Written request: Which lines contain the word "TypeScript"? Return each of them as written.

Code that builds pages:
○ ○ ○ ○
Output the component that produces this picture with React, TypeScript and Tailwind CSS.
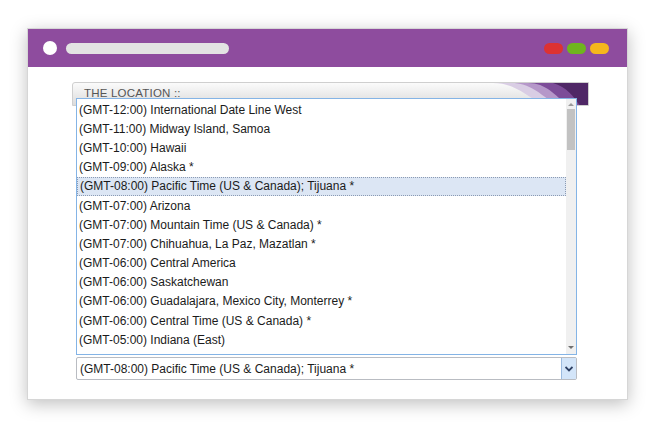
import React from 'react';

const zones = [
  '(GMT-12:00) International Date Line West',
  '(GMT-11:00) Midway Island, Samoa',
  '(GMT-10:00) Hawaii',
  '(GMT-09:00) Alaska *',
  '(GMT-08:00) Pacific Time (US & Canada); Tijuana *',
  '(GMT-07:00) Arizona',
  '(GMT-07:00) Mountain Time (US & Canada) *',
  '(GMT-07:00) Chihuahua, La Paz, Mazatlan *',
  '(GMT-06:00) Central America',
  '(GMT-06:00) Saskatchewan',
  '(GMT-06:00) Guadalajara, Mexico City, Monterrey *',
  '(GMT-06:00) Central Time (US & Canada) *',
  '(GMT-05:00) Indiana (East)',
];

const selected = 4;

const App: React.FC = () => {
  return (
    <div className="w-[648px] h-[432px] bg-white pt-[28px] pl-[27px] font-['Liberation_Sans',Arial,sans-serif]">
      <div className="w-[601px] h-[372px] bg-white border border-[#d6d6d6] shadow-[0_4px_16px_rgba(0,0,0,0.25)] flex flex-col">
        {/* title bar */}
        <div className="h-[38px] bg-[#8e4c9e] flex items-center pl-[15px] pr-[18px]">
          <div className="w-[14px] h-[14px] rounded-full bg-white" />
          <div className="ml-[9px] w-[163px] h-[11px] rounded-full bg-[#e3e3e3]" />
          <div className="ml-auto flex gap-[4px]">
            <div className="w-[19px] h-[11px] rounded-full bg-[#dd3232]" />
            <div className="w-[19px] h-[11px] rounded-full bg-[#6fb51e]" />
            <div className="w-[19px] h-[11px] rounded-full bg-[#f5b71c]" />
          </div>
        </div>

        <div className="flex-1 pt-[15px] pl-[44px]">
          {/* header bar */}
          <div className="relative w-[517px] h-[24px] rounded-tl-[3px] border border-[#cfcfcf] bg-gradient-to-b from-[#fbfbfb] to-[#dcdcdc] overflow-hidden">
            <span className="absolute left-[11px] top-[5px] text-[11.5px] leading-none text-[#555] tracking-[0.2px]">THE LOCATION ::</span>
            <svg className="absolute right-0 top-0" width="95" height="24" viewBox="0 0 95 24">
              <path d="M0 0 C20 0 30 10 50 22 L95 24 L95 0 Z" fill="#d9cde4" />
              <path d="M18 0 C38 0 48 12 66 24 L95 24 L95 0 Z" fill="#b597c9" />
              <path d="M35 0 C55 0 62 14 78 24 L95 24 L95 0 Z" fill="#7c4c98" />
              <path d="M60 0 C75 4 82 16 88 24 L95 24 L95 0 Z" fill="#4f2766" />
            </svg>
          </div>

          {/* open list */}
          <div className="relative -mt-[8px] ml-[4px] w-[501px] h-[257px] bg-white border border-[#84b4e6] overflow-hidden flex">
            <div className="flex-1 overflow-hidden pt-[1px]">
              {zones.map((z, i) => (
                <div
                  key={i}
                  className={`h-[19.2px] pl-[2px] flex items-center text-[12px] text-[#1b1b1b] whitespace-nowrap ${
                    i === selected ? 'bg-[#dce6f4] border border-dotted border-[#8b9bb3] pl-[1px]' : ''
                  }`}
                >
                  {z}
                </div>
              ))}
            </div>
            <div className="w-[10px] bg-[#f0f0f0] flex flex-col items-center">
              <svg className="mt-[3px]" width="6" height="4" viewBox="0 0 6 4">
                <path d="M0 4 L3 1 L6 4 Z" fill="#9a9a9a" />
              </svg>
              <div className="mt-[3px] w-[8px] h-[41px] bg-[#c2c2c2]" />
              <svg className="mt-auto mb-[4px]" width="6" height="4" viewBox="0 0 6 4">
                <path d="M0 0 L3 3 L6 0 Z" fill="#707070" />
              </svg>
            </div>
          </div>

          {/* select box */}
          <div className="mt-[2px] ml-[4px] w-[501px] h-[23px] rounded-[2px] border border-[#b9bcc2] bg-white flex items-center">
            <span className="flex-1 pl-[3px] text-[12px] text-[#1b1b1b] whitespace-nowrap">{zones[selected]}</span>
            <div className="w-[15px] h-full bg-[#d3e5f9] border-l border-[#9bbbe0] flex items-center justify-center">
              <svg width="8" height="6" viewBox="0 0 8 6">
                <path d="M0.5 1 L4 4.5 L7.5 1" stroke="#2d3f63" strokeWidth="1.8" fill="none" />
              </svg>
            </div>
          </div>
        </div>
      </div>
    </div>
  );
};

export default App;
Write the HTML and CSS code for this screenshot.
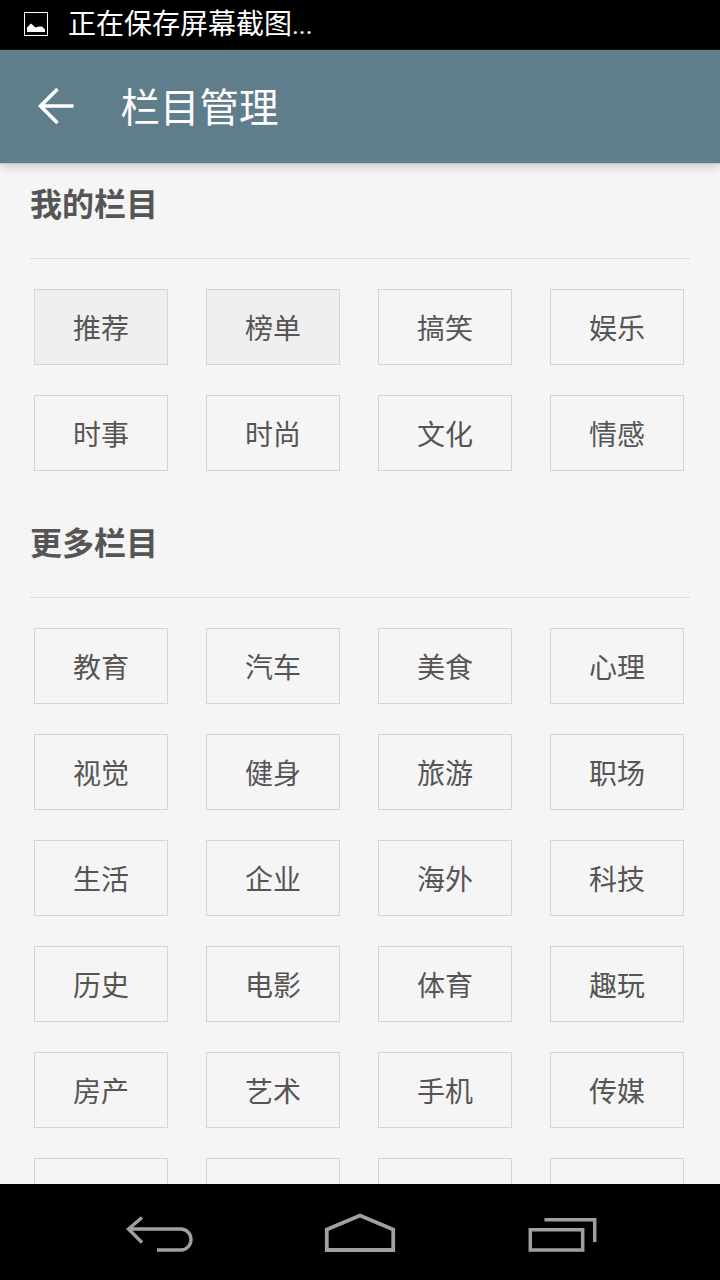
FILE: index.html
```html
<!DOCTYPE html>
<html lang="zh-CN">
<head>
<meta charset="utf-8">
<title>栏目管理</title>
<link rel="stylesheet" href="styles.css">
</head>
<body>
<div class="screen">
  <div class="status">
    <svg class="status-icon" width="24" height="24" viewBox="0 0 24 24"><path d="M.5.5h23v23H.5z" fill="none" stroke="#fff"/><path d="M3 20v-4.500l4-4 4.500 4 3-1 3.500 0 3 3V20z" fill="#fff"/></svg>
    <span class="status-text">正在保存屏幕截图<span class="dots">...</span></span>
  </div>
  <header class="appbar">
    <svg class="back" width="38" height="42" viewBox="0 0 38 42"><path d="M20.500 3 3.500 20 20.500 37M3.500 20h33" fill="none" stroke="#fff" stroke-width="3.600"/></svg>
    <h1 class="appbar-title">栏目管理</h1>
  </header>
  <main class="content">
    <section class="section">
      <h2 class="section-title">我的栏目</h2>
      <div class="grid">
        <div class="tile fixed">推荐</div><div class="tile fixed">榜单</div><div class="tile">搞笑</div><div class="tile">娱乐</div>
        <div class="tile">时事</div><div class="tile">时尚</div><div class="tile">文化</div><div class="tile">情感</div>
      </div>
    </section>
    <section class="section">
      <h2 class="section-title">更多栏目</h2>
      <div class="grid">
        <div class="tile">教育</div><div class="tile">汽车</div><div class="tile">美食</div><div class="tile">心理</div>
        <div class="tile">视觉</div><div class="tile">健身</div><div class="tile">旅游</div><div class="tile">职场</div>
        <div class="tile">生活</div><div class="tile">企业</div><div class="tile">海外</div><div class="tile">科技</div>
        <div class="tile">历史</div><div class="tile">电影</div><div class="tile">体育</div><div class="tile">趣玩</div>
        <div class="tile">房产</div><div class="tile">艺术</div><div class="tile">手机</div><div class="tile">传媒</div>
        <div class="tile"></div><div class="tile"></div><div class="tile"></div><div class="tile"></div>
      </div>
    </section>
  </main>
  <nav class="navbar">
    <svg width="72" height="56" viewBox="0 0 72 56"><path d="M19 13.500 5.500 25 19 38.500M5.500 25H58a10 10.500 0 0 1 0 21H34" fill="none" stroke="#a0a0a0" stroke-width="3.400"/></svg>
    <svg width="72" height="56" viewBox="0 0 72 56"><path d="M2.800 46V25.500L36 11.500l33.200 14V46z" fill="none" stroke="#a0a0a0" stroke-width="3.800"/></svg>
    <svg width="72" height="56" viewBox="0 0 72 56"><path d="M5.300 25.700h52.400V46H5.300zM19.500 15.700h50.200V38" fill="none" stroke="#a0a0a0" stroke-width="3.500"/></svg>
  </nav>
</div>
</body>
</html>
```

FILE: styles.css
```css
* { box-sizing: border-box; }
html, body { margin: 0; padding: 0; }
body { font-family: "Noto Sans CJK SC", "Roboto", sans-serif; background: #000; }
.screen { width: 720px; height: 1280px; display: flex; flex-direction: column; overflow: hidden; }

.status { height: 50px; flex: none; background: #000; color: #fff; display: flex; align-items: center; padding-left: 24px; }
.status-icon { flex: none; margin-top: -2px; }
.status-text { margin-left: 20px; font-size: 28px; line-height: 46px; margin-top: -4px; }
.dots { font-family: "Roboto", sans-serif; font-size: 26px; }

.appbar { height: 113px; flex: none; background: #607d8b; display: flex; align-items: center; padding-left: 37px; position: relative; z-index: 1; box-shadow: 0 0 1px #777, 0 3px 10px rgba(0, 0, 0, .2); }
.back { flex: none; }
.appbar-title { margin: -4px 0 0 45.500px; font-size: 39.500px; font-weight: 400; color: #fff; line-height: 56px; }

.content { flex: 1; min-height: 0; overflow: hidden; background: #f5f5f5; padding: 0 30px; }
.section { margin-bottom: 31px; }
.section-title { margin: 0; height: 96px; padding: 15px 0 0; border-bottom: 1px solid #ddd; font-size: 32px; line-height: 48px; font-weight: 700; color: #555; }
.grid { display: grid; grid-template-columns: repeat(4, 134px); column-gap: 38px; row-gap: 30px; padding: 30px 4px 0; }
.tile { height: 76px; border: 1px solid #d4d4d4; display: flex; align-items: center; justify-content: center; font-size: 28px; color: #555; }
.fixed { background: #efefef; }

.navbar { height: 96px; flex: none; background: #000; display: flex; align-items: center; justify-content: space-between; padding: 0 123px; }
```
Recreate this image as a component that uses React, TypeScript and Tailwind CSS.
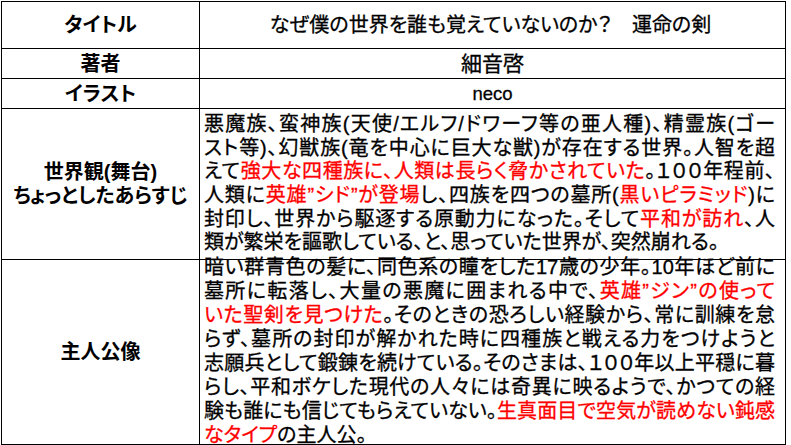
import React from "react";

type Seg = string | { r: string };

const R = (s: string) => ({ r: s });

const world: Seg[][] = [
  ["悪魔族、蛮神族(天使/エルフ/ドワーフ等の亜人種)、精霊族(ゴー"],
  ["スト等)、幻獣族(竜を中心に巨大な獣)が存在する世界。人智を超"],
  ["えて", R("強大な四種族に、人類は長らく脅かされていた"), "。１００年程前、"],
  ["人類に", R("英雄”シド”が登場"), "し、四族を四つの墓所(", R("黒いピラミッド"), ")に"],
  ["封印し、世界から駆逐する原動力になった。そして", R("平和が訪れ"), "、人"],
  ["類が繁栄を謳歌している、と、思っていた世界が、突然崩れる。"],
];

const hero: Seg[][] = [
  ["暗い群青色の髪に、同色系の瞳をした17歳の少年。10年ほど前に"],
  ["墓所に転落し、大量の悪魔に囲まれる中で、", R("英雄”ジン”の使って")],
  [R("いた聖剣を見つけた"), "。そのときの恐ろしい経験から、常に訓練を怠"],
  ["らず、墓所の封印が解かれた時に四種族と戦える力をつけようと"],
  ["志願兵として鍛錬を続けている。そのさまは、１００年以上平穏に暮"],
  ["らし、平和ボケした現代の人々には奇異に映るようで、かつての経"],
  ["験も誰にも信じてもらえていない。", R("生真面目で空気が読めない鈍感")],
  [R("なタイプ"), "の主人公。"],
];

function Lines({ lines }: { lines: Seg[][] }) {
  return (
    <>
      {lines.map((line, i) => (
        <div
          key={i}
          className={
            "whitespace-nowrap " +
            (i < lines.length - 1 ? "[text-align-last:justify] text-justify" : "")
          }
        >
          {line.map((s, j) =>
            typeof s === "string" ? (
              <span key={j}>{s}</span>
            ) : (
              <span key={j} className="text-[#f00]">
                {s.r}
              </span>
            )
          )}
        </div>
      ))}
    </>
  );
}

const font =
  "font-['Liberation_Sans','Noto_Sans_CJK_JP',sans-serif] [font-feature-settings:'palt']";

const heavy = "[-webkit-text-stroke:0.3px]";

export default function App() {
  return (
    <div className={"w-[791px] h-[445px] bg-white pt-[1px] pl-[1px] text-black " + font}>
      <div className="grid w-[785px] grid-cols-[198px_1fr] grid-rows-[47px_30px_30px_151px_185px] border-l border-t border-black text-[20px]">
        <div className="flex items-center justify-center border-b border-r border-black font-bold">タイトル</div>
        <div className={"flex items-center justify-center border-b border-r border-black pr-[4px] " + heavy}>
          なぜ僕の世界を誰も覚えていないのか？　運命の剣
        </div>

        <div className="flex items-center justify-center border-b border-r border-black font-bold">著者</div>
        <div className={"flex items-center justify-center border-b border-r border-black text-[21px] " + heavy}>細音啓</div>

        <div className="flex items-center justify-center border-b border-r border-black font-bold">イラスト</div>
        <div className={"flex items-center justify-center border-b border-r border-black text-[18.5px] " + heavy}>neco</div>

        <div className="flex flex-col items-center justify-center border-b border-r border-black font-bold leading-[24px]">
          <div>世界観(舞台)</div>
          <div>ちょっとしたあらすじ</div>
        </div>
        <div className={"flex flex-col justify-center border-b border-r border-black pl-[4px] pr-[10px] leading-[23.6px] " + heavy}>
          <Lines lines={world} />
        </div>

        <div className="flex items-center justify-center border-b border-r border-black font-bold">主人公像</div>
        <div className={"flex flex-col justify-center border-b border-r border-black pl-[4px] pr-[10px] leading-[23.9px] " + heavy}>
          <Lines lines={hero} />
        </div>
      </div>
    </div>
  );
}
○ ○ ○ ○
The result:
Output the component that produces this picture with React, TypeScript and Tailwind CSS.
Recreate this image as a component that uses React, TypeScript and Tailwind CSS.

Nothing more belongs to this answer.